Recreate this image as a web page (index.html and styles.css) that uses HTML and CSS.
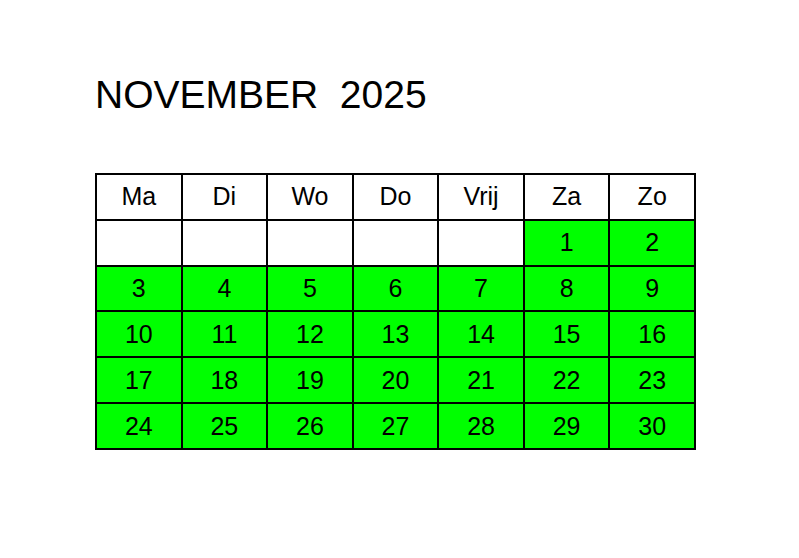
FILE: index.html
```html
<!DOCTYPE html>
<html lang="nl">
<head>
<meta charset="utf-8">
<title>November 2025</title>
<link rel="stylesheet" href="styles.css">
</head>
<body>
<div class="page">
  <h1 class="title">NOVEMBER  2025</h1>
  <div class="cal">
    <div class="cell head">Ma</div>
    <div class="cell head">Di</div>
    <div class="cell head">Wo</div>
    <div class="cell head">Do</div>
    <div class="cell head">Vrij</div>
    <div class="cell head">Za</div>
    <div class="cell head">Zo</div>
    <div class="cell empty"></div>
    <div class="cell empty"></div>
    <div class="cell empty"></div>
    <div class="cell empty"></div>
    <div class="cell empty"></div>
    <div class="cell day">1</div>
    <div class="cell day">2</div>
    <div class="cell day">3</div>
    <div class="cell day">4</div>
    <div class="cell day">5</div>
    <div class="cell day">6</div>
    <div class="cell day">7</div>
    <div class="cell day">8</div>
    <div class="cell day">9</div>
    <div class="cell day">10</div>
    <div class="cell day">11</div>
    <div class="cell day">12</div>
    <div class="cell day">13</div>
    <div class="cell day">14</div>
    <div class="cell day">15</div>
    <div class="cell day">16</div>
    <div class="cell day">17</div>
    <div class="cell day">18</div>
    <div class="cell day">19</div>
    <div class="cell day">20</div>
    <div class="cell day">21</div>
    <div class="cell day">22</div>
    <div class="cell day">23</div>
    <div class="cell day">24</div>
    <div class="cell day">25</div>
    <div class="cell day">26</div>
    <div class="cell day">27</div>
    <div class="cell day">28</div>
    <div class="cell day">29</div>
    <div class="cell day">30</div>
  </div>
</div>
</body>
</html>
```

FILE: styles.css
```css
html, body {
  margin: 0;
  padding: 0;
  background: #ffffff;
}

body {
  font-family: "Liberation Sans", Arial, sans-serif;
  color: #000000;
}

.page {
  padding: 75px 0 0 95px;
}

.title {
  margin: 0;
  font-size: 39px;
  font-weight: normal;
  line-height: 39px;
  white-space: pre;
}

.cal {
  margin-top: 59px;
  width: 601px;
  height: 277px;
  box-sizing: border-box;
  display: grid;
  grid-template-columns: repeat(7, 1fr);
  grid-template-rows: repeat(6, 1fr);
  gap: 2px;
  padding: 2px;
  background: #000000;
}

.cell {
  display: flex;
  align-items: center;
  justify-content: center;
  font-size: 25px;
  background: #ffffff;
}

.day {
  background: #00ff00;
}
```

● ● ● ● ● ● ●

WHAT IS ASKED => Your copy of the data should match it exactly, except that pictures are left out.

TASK SOLUTION =>
Recreate this image as a web page (index.html and styles.css) that uses HTML and CSS.
FILE: index.html
```html
<!DOCTYPE html>
<html lang="nl">
<head>
<meta charset="utf-8">
<title>November 2025</title>
<link rel="stylesheet" href="styles.css">
</head>
<body>
<div class="page">
  <h1 class="title">NOVEMBER  2025</h1>
  <div class="cal">
    <div class="cell head">Ma</div>
    <div class="cell head">Di</div>
    <div class="cell head">Wo</div>
    <div class="cell head">Do</div>
    <div class="cell head">Vrij</div>
    <div class="cell head">Za</div>
    <div class="cell head">Zo</div>
    <div class="cell empty"></div>
    <div class="cell empty"></div>
    <div class="cell empty"></div>
    <div class="cell empty"></div>
    <div class="cell empty"></div>
    <div class="cell day">1</div>
    <div class="cell day">2</div>
    <div class="cell day">3</div>
    <div class="cell day">4</div>
    <div class="cell day">5</div>
    <div class="cell day">6</div>
    <div class="cell day">7</div>
    <div class="cell day">8</div>
    <div class="cell day">9</div>
    <div class="cell day">10</div>
    <div class="cell day">11</div>
    <div class="cell day">12</div>
    <div class="cell day">13</div>
    <div class="cell day">14</div>
    <div class="cell day">15</div>
    <div class="cell day">16</div>
    <div class="cell day">17</div>
    <div class="cell day">18</div>
    <div class="cell day">19</div>
    <div class="cell day">20</div>
    <div class="cell day">21</div>
    <div class="cell day">22</div>
    <div class="cell day">23</div>
    <div class="cell day">24</div>
    <div class="cell day">25</div>
    <div class="cell day">26</div>
    <div class="cell day">27</div>
    <div class="cell day">28</div>
    <div class="cell day">29</div>
    <div class="cell day">30</div>
  </div>
</div>
</body>
</html>
```

FILE: styles.css
```css
html, body {
  margin: 0;
  padding: 0;
  background: #ffffff;
}

body {
  font-family: "Liberation Sans", Arial, sans-serif;
  color: #000000;
}

.page {
  padding: 75px 0 0 95px;
}

.title {
  margin: 0;
  font-size: 39px;
  font-weight: normal;
  line-height: 39px;
  white-space: pre;
}

.cal {
  margin-top: 59px;
  width: 601px;
  height: 277px;
  box-sizing: border-box;
  display: grid;
  grid-template-columns: repeat(7, 1fr);
  grid-template-rows: repeat(6, 1fr);
  gap: 2px;
  padding: 2px;
  background: #000000;
}

.cell {
  display: flex;
  align-items: center;
  justify-content: center;
  font-size: 25px;
  background: #ffffff;
}

.day {
  background: #00ff00;
}
```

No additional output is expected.